Stefan2 · April 15, 2024, 3:03pm

I’m no native English speaker, but I don’t think you can “point out” something that isn’t true.

How is it incorrect? The bit you said didn’t make that clear.

Where should one be included for the cartesian product? That doesn’t sound right.

That’s not even equivalent to the actual map. And again, the only reason that isn’t infinite is because zip is artificially prevented from doing that, with extra code for the sole purpose of preventing it.

franklinvp · April 15, 2024, 3:26pm

I don’t know if this is what they meant, but product(), produces an empty iterable, unlike \prod_{i\in\emptyset}X_i resulting in \{\emptyset\}, which has one element that is empty.

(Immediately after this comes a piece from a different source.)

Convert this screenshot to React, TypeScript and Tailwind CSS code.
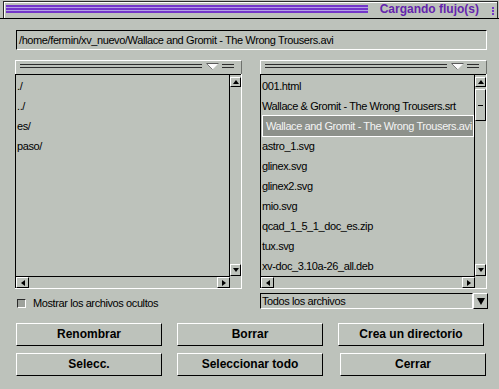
import React from "react";

const leftItems = ["./", "../", "es/", "paso/"];
const rightItems = [
  "001.html",
  "Wallace & Gromit - The Wrong Trousers.srt",
  "Wallace and Gromit - The Wrong Trousers.avi",
  "astro_1.svg",
  "glinex.svg",
  "glinex2.svg",
  "mio.svg",
  "qcad_1_5_1_doc_es.zip",
  "tux.svg",
  "xv-doc_3.10a-26_all.deb",
];

type Dir = "up" | "down" | "left" | "right";

function Tri({ dir, w, h }: { dir: Dir; w: number; h: number }) {
  let pts = "";
  if (dir === "up") pts = `${w / 2},0 ${w},${h} 0,${h}`;
  if (dir === "down") pts = `0,0 ${w},0 ${w / 2},${h}`;
  if (dir === "left") pts = `0,${h / 2} ${w},0 ${w},${h}`;
  if (dir === "right") pts = `0,0 ${w},${h / 2} 0,${h}`;
  return (
    <svg width={w} height={h} viewBox={`0 0 ${w} ${h}`} className="block">
      <polygon points={pts} fill="#000" />
    </svg>
  );
}

function ArrowBtn({ dir, className }: { dir: Dir; className: string }) {
  const vertical = dir === "up" || dir === "down";
  return (
    <div
      className={
        "flex items-center justify-center border border-t-white border-l-white border-b-black border-r-black " +
        className
      }
    >
      {vertical ? <Tri dir={dir} w={6} h={4} /> : <Tri dir={dir} w={4} h={6} />}
    </div>
  );
}

function Panel({ items, selected, thumb }: { items: string[]; selected?: number; thumb?: boolean }) {
  return (
    <div className="w-[227px] flex flex-col">
      <div className="h-[14px] border-t border-l border-r border-t-white border-l-white border-r-[#6f726d] flex items-start pt-[3px] pl-[4px] pr-[7px]">
        <div className="flex-1 h-[4px] border-t border-b border-[#2c2c2c]" />
        <svg width="13" height="7" viewBox="0 0 13 7" className="block ml-[4px] -mt-[1px]">
          <polygon points="0.5,0.5 12.5,0.5 6.5,6.5" fill="#fbfbfb" />
          <polyline points="0.5,0.5 12.5,0.5" stroke="#5a5a5a" strokeWidth="1" fill="none" />
          <polyline points="0.5,0.5 6.5,6.5" stroke="#7a7a7a" strokeWidth="1" fill="none" />
        </svg>
        <div className="ml-[3px] w-[12px] h-[4px] border-t border-b border-[#2c2c2c]" />
      </div>
      <div className="border-r border-b border-white">
        <div className="grid grid-cols-[214px_11px] grid-rows-[202px_11px] border-t border-l border-black">
          <div className="border-r border-b border-black pt-[1px] overflow-hidden">
            {items.map((it, i) =>
              i === selected ? (
                <div
                  key={it}
                  className="-my-px h-[22px] ml-[1px] border border-white bg-[#8d918b] text-[#f4f4f4] pl-[3px] flex items-center whitespace-nowrap"
                >
                  {it}
                </div>
              ) : (
                <div key={it} className="h-[20px] flex items-center pl-[1px] whitespace-nowrap">
                  {it}
                </div>
              )
            )}
          </div>
          <div className="flex flex-col pt-[2px] pb-[1px]">
            <ArrowBtn dir="up" className="h-[10px]" />
            <div className="flex-1 flex flex-col">
              {thumb && (
                <div className="mt-[2px] h-[32px] border border-t-white border-l-white border-b-black border-r-black flex items-center justify-center">
                  <div className="w-[5px] h-px bg-black" />
                </div>
              )}
            </div>
            <ArrowBtn dir="down" className="h-[12px]" />
          </div>
          <div className="flex">
            <ArrowBtn dir="left" className="w-[13px]" />
            <div className="flex-1" />
            <ArrowBtn dir="right" className="w-[13px]" />
          </div>
          <div />
        </div>
      </div>
    </div>
  );
}

function Btn({ label, extra = "" }: { label: string; extra?: string }) {
  return (
    <div
      className={
        "w-[146px] h-[23px] border border-t-white border-l-white border-b-black border-r-black flex items-center justify-center font-bold text-[12px] tracking-normal " +
        extra
      }
    >
      {label}
    </div>
  );
}

export default function App() {
  return (
    <div className="w-[499px] h-[389px] overflow-hidden bg-[#bdc2bb] text-black font-['Liberation_Sans',Arial,sans-serif] text-[11px] leading-[13px] tracking-[-0.4px]">
      {/* title bar */}
      <div className="h-[19px] border-b border-black pt-[1px] pl-[3px] pr-[1px]">
        <div className="h-[17px] border-t border-l border-r border-[#2a2a2a]">
          <div className="h-full border-t border-l border-white flex items-start pr-[3px]">
            <div className="flex-1 ml-[1px] mt-[2px] flex flex-col">
              <div className="h-[2px] bg-[#7336c9]" />
              <div className="h-px bg-[#b3a0e6]" />
              <div className="h-[2px] bg-[#7336c9]" />
              <div className="h-px bg-[#b3a0e6]" />
              <div className="h-[2px] bg-[#7336c9]" />
            </div>
            <div className="ml-[12px] font-bold text-[12px] leading-[12px] tracking-normal text-[#6424ad] whitespace-nowrap">
              Cargando flujo(s)
            </div>
            <div className="ml-[13px] mt-[4px] flex flex-col gap-px">
              <div className="w-[2px] h-[2px] bg-[#7336c9]" />
              <div className="w-[2px] h-[2px] bg-[#7336c9]" />
              <div className="w-[2px] h-[2px] bg-[#7336c9]" />
            </div>
          </div>
        </div>
      </div>

      {/* path entry */}
      <div className="pl-[16px] pt-[11px]">
        <div className="w-[471px] h-[20px] border border-t-black border-l-black border-b-white border-r-white flex items-center pl-[2px] whitespace-nowrap">
          /home/fermin/xv_nuevo/Wallace and Gromit - The Wrong Trousers.avi
        </div>
      </div>

      {/* panels */}
      <div className="flex pl-[15px] pt-[10px] gap-[18px]">
        <Panel items={leftItems} />
        <Panel items={rightItems} selected={2} thumb />
      </div>

      {/* options row */}
      <div className="flex pl-[15px] pt-[4px] gap-[18px]">
        <div className="w-[227px] h-[16px]">
          <div className="flex items-center gap-[7px] pl-[2px] mt-[5px] h-[11px]">
            <div className="w-[9px] h-[9px] border border-t-[#2a2a2a] border-l-[#2a2a2a] border-b-white border-r-white bg-[#9ea29c]" />
            <span className="whitespace-nowrap">Mostrar los archivos ocultos</span>
          </div>
        </div>
        <div className="w-[228px] h-[16px] flex">
          <div className="flex-1 border border-t-black border-l-black border-b-white border-r-white flex items-center pl-px whitespace-nowrap">
            Todos los archivos
          </div>
          <div className="w-[15px] border border-t-white border-l-white border-b-black border-r-black flex items-center justify-center">
            <Tri dir="down" w={8} h={7} />
          </div>
        </div>
      </div>

      {/* buttons */}
      <div className="flex pl-[16px] pt-[14px] gap-[15px]">
        <Btn label="Renombrar" />
        <Btn label="Borrar" />
        <Btn label="Crea un directorio" />
      </div>
      <div className="flex pl-[16px] pt-[7px] gap-[15px]">
        <Btn label="Selecc." />
        <Btn label="Seleccionar todo" />
        <Btn label="Cerrar" extra="ml-[2px]" />
      </div>
    </div>
  );
}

mikeshardmind · April 15, 2024, 3:27pm

The part of my post immediately after which you excluded from the quote explains how this would be a largely breaking change, as have other people in this thread. Other people in this thread have also shown how this would not be a benefit. It has been pointed out already.

Again, the part immediately after makes it clear, but to state it again: functions can have domains. The domain of map is over a non-empty set of iterables.

The reason it’s prevented is intrinsically related to the purpose of these functions. There isn’t a useful and obvious purpose to turn finite empty input into an infinite iterator for any of these functions. Their purpose is very clear.

Stefan2 · April 15, 2024, 3:34pm

That’s neither what they were talking about (they said “when given an empty iterable”, not “when given no iterables”) nor is it true (it does yield one result, namely the empty tuple, exactly corresponding to \{\emptyset\}).